### REQUIREMENT:
Scan the records below. List lines holding "this".

### EXCERPTED DATA:
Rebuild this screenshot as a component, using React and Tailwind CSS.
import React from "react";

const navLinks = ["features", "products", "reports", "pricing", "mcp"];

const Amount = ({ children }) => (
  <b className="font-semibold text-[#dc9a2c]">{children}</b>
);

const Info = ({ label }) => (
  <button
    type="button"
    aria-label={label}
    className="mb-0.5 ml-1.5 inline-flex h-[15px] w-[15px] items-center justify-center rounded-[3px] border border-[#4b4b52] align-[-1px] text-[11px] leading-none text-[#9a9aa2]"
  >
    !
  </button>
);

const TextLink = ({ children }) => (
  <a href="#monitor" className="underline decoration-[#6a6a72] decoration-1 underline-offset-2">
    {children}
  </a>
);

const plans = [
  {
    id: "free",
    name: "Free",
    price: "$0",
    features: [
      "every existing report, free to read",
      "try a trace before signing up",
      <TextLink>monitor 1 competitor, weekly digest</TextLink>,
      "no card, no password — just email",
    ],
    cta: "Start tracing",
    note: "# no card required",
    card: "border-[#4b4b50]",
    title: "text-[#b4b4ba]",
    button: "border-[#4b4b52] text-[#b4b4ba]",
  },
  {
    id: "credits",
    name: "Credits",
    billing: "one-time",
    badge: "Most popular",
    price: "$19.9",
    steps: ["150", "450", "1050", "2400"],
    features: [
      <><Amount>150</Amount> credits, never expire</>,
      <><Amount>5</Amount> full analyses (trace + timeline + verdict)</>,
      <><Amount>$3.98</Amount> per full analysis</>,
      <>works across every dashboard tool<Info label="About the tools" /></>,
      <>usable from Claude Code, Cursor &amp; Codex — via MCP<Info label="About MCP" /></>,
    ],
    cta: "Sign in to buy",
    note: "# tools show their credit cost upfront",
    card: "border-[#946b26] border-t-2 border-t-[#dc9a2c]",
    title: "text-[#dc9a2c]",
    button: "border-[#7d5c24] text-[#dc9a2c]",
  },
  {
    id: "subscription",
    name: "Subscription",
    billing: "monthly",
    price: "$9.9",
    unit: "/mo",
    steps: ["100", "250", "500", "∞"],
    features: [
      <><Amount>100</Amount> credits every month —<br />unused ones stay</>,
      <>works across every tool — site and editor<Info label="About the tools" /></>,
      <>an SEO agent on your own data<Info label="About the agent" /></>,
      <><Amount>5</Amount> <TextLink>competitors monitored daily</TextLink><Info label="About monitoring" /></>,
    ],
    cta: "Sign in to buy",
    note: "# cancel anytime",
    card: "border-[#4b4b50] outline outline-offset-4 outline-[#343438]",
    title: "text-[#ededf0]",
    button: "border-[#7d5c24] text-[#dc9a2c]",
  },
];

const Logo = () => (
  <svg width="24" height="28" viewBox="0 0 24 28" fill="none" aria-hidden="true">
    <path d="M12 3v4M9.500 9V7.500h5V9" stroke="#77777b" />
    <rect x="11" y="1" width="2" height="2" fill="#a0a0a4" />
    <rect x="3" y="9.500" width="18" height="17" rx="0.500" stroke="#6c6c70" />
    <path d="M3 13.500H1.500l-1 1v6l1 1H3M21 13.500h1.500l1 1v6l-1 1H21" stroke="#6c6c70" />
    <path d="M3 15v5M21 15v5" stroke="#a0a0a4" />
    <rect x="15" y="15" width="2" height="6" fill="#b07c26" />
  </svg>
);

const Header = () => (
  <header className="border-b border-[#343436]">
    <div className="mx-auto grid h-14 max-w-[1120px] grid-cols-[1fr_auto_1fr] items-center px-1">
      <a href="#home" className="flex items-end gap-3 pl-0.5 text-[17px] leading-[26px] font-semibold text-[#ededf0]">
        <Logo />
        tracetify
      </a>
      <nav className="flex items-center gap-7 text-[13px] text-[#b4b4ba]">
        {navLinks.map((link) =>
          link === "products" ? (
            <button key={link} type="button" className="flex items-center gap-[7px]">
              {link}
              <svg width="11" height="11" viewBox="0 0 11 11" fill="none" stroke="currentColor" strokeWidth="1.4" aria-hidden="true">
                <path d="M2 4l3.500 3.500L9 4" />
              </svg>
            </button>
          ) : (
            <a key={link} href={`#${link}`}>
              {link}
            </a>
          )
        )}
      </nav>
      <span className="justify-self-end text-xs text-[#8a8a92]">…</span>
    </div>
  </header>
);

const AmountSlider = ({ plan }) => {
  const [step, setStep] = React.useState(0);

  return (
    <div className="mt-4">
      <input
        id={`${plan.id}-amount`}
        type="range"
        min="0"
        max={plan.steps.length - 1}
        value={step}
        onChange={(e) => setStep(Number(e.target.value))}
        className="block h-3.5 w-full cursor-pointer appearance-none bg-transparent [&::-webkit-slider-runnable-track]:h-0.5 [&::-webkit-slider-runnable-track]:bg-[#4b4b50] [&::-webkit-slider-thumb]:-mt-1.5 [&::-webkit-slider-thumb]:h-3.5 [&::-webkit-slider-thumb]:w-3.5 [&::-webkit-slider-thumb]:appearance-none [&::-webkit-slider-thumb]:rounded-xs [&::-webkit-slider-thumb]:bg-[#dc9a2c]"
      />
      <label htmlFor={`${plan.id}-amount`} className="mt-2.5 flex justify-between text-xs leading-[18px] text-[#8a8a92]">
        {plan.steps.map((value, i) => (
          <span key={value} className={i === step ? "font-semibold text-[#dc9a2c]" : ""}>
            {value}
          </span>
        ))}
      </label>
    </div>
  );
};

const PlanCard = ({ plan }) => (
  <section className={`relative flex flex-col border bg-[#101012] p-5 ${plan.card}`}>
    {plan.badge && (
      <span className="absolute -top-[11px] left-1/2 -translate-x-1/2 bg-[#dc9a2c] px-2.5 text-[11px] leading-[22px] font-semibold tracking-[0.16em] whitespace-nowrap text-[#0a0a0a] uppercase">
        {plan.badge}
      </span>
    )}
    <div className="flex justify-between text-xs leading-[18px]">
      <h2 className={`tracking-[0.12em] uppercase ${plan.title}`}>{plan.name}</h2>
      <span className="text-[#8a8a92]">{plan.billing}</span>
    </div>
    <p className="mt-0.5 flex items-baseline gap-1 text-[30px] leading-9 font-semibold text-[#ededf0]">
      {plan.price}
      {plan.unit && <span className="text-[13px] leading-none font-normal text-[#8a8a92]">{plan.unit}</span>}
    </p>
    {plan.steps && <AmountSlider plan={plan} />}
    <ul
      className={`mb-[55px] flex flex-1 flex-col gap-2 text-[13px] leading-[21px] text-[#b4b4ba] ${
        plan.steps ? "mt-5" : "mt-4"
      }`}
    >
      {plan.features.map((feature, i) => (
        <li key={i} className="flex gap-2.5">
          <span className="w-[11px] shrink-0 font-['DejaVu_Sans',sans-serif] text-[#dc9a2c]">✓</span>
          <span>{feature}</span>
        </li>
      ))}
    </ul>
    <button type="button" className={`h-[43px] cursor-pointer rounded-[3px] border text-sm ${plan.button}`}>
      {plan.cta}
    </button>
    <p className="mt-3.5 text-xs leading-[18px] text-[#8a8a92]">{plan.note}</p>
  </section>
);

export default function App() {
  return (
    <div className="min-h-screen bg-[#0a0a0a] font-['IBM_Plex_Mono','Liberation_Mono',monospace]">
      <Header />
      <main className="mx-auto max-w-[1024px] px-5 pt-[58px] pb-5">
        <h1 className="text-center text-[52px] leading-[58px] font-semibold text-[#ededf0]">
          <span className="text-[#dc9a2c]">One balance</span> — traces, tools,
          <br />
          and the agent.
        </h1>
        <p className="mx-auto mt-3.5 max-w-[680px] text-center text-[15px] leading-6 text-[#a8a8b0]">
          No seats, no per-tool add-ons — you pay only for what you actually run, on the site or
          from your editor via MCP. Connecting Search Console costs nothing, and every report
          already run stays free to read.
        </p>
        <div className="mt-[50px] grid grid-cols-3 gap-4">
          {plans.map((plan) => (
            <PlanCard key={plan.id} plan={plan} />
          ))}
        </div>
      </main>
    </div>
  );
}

...

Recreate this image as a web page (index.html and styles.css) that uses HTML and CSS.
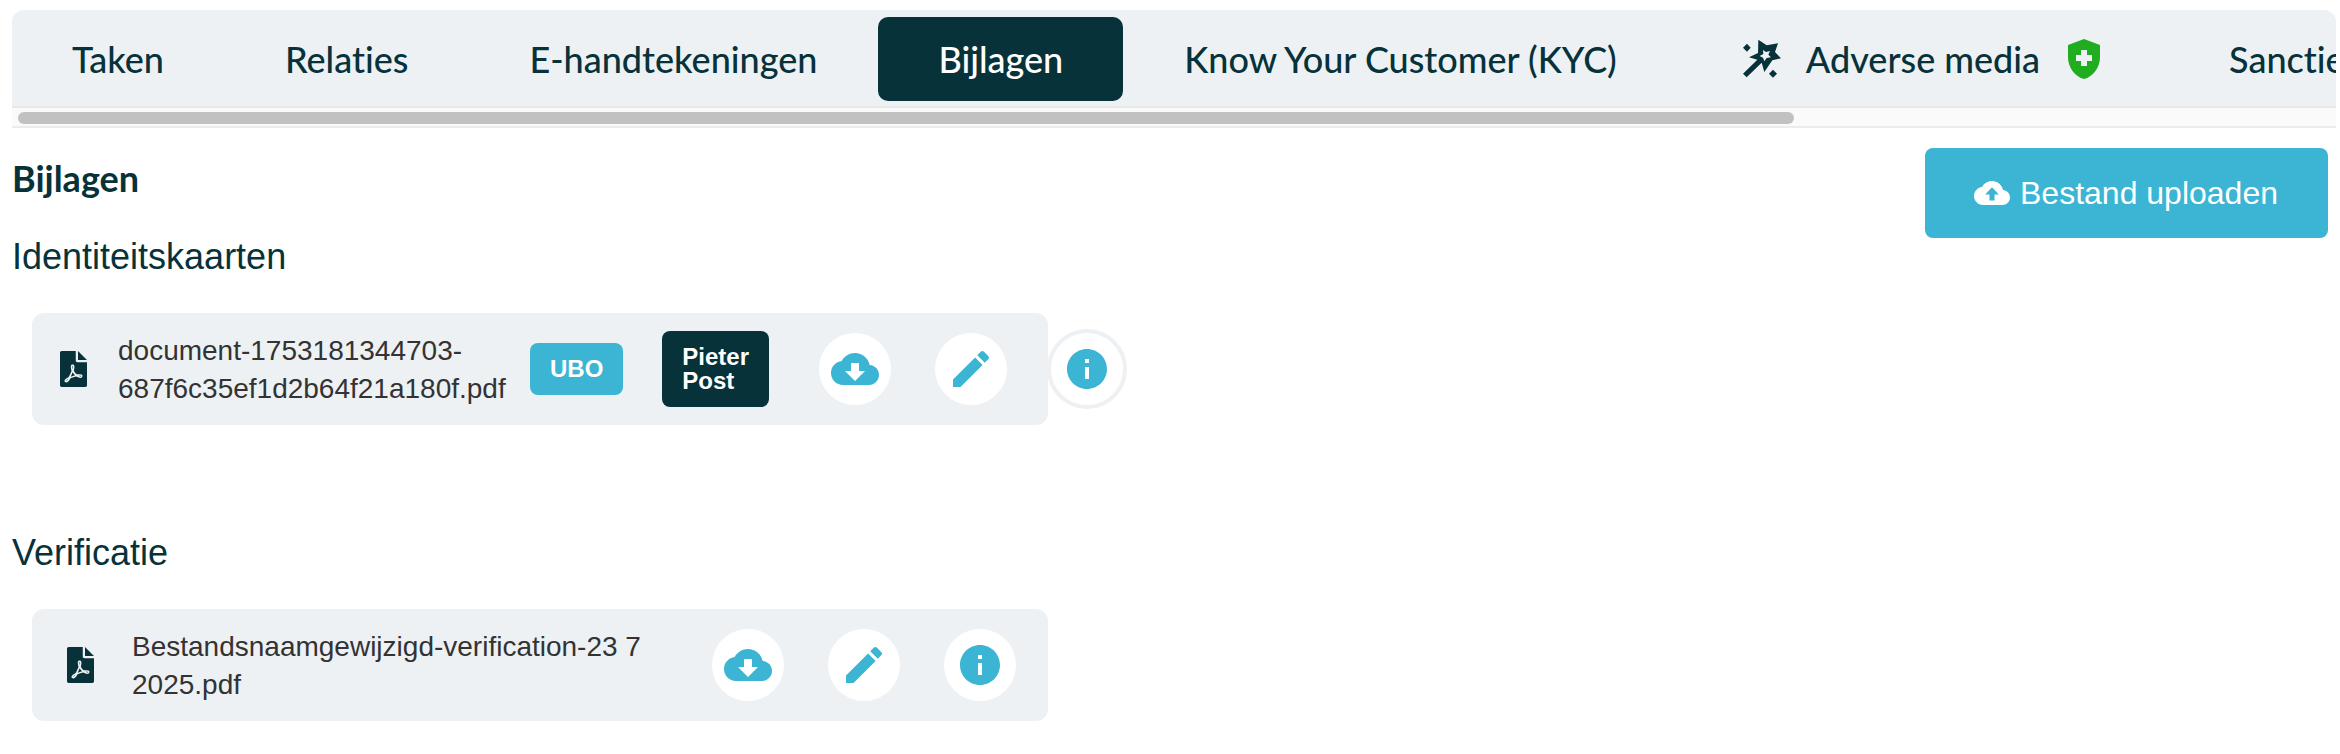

### SOLUTION:
Rebuild this screenshot as a component, using React and Tailwind CSS.
Recreate this image as a web page (index.html and styles.css) that uses HTML and CSS.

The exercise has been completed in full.